Desconfio que tenha sido inevitável, sob essas condições de inflação baixa, crescimento rápido e ampla liquidez, que muitos investimentos tenham sido transferidos para o setor imobiliário, com uma ênfase dos setores tanto público quanto privado sobre grandes projetos de construção. É claro que essa é uma experiência que os EUA não desconhecem. Esse patrimônio imobiliário, por sua vez, acabou servindo de garantia real para uma parcela importante dos patrimônios dos sistemas financeiros nacionais. Em muitas instâncias, esses sistemas financeiros não eram fortes e sofriam problemas de padrões excessivamente frouxos de concessão de crédito, regimes fracos de supervisão e capital insuficiente.
Ademais, na maioria dos casos, as moedas dessas economias estavam estreitamente ligadas ao dólar americano. A substancial recuperação vivida pelo dólar desde meados de 1995, especialmente com relação ao iene, tornou suas exportações menos competitivas. Além disso, em alguns casos, a superprodução de semicondutores em 1996 reprimiu o crescimento das exportações, pressionando ainda mais as empresas mais alavancadas.
O que tem sido especialmente problemático nos últimos meses é o chamado efeito de contágio da fraqueza de uma economia que se espalha para outras, à medida que os investidores pressentem -com ou sem razão- vulnerabilidades semelhantes nelas. Mesmo economias como a de Hong Kong, com reservas internacionais muito fortes, contas externas equilibradas e sistemas financeiros relativamente robustos, têm sido gravemente pressionadas nos últimos dias. Pode-se discutir se a recente turbulência nos valores dos ativos latino-americanos refletem os efeitos do contágio vindo da Ásia, a influência dos acontecimentos nos mercados financeiros norte-americanos ou causas domésticas. Seja qual for a resposta -e ela talvez seja "todas as alternativas acima"-, esse fenômeno ilustra a interdependência da economia e do sistema financeiro internacional no mundo de hoje.
Talvez tenha sido inevitável que o crescimento acelerado e impressionante vivido pelas economias da região asiática sofresse um revés ou pausa temporária. Mas não existe razão para que o crescimento acima da média nos países que ainda têm a ganhar com a modernização tecnológica não possa persistir por muito tempo. Não obstante, pode-se prever que as economias de livre mercado e em rápido processo de desenvolvimento possam periodicamente passar por dificuldades, porque os erros de investimento são inevitáveis em qualquer economia dinâmica.

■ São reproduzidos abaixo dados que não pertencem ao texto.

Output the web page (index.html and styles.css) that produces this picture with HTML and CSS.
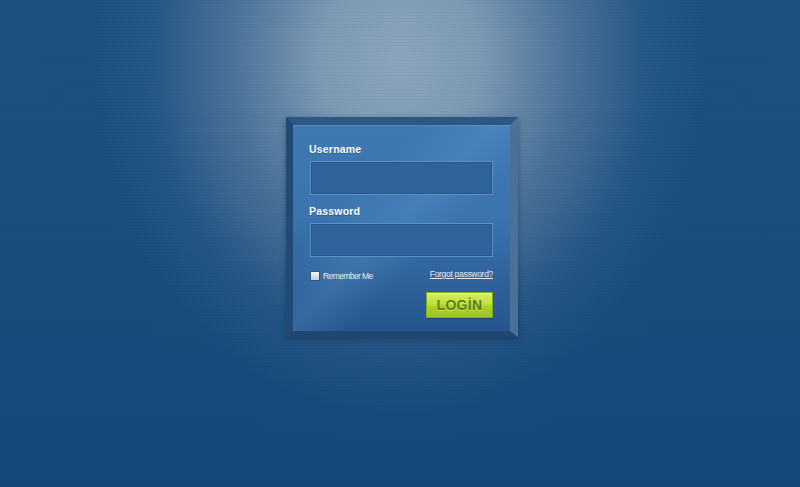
FILE: index.html
```html
<!DOCTYPE html>
<html>
<head>
<meta charset="utf-8">
<link rel="stylesheet" href="styles.css">
</head>
<body>
<div class="page">
  <div class="frame">
    <form class="panel">
      <label class="label">Username</label>
      <div class="field"></div>
      <label class="label label-pass">Password</label>
      <div class="field"></div>
      <div class="options">
        <span class="remember"><span class="check"></span>Remember Me</span>
        <a class="forgot">Forgot password?</a>
      </div>
      <div class="actions">
        <button type="button" class="login">LOGİN</button>
      </div>
    </form>
  </div>
</div>
</body>
</html>
```
FILE: styles.css
```css
html, body {
  margin: 0;
  padding: 0;
  height: 100%;
}
body {
  background-color: #174a7b;
  background-image:
    repeating-linear-gradient(180deg, rgba(0,0,0,0.025) 0px, rgba(0,0,0,0.025) 1px, transparent 1px, transparent 3px),
    radial-gradient(ellipse 360px 420px at 400px 60px, rgba(140,165,188,1) 0%, rgba(130,158,184,0.95) 22%, rgba(95,130,165,0.75) 45%, rgba(55,100,145,0.4) 68%, rgba(30,80,128,0.12) 85%, rgba(26,78,126,0) 100%),
    linear-gradient(180deg, #1d527f 0%, #1a4e7e 50%, #15477a 100%);
  font-family: "Liberation Sans", Arial, sans-serif;
  overflow: hidden;
}
.page {
  display: flex;
  justify-content: center;
  padding-top: 117px;
  padding-left: 4px;
}
.frame {
  width: 217px;
  border-style: solid;
  border-width: 8px 8px 6px 7px;
  border-color: #2b5782 #4b7198 #1f4771 #214a76;
  box-shadow: 0 2px 6px rgba(10, 35, 65, 0.45);
}
.panel {
  display: flex;
  flex-direction: column;
  padding: 18px 17px 12px 16px;
  height: 176px;
  background:
    linear-gradient(135deg, rgba(255,255,255,0) 30%, rgba(120,180,230,0.18) 48%, rgba(255,255,255,0) 62%),
    linear-gradient(180deg, #3f79b3 0%, #3b74ae 45%, #2d5f98 80%, #27568e 100%);
  box-shadow: inset 0 1px 0 rgba(120,170,220,0.35);
}
.label {
  color: #ffffff;
  font-weight: bold;
  font-size: 10.5px;
  letter-spacing: 0.2px;
  line-height: 12px;
  height: 12px;
  text-shadow: 0 1px 0 rgba(20,50,90,0.4);
}
.label-pass {
  margin-top: 10px;
}
.field {
  margin-top: 6px;
  margin-left: 1px;
  height: 32px;
  background: #30639b;
  border: 1px solid #5e92c7;
  box-shadow: inset 0 0 0 1px rgba(30,70,120,0.45);
}
.options {
  display: flex;
  justify-content: space-between;
  align-items: flex-start;
  margin-top: 12px;
  margin-left: 2px;
  height: 14px;
}
.remember {
  display: flex;
  align-items: center;
  color: #e8eef5;
  font-size: 8.5px;
  letter-spacing: -0.6px;
  margin-top: 2px;
}
.check {
  width: 8px;
  height: 8px;
  margin-right: 4px;
  background: linear-gradient(180deg, #f4f4f4, #c9cdd2);
  box-shadow: 0 0 0 1px rgba(30,60,100,0.35);
}
.forgot {
  color: #e6eef6;
  font-size: 8.5px;
  letter-spacing: -0.3px;
  text-decoration: underline;
  text-underline-offset: 1px;
}
.actions {
  display: flex;
  justify-content: flex-end;
  margin-top: 9px;
}
.login {
  width: 67px;
  height: 26px;
  padding: 0;
  border: 1px solid #7fae22;
  background: linear-gradient(180deg, #d3ee5e 0%, #c1e13c 45%, #add12a 55%, #9cc31f 100%);
  box-shadow: inset 0 1px 0 rgba(255,255,255,0.45), 0 1px 1px rgba(10,40,80,0.4);
  color: #5f7e16;
  font-family: "Liberation Sans", Arial, sans-serif;
  font-weight: bold;
  font-size: 14px;
  letter-spacing: 0.3px;
  text-shadow: 0 1px 0 rgba(230,250,150,0.6);
}
```
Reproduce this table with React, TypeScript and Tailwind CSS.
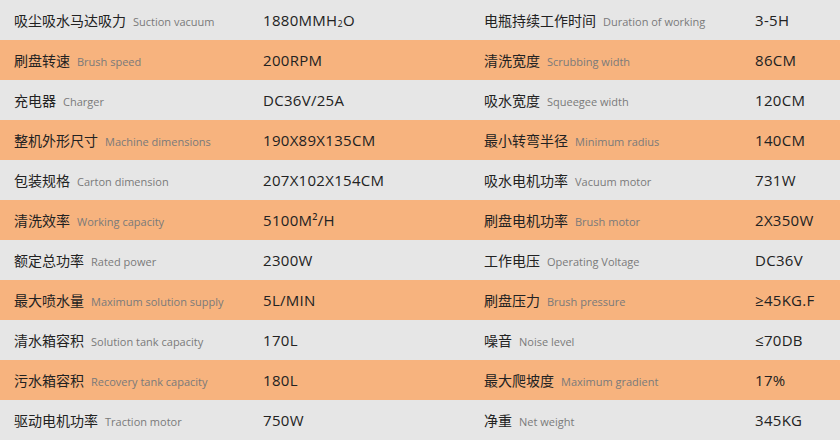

Os fluxos de capital privado podem temporariamente se tornar adversos. Nessas circunstâncias, deveria se permitir a inadimplência das empresas, os investidores privados devem aceitar suas perdas e as políticas governamentais devem visar deitar os fundamentos macroeconômicos e estruturais para a expansão renovada: é preciso permitir que surjam novas oportunidades de crescimento. Do mesmo modo, ao prover qualquer assistência financeira internacional, devemos levar em conta que é desejável minimizar a impressão de que as autoridades internacionais estão sempre prontas para garantir os débitos das empresas nacionais falidas. Deixar de fazê-lo pode levar a investimentos distorcidos e pode, em última análise, desequilibrar o sistema financeiro mundial.
A recente experiência vivida na Ásia traz à tona a importância das operações financeiramente seguras dos bancos e de outras instituições financeiras associadas. Embora o atual tumulto tenha interação significativa com o sistema financeiro internacional, as crises recentes poderiam ter sido melhor contidas se a concessão de empréstimos de propriedade de longo vencimento não houvesse acentuado a falta habitual de correspondência entre os vencimentos dos ativos e dos débitos de sistemas financeiros nacionais que já estavam longe de serem fortes, para começar. A esse respeito, vale lembrar nossas crises de poupanças e empréstimos.
Esta é uma época difícil para os responsáveis pelas políticas econômicas nos países asiáticos. Eles precisam defender-se das pressões domésticas pelo desvinculamento do sistema comercial e financeiro mundial. As autoridades desses países estão trabalhando duro, em alguns casos com auxílio substancial do FMI, do Banco Mundial e do Banco Asiático de Desenvolvimento, para estabilizar seus sistemas financeiros e suas economias.
Os distúrbios financeiros que afligiram uma série de moedas na Ásia não ameaçam a prosperidade dos EUA, como já indiquei anteriormente, mas precisamos trabalhar em cooperação estreita com os líderes desses países e a comunidade financeira internacional para assegurar que suas situações se estabilizem. É do interesse dos EUA e de outros países do mundo encorajar os ajustes apropriados de políticas e, onde for necessário, fornecer assistência financeira temporária.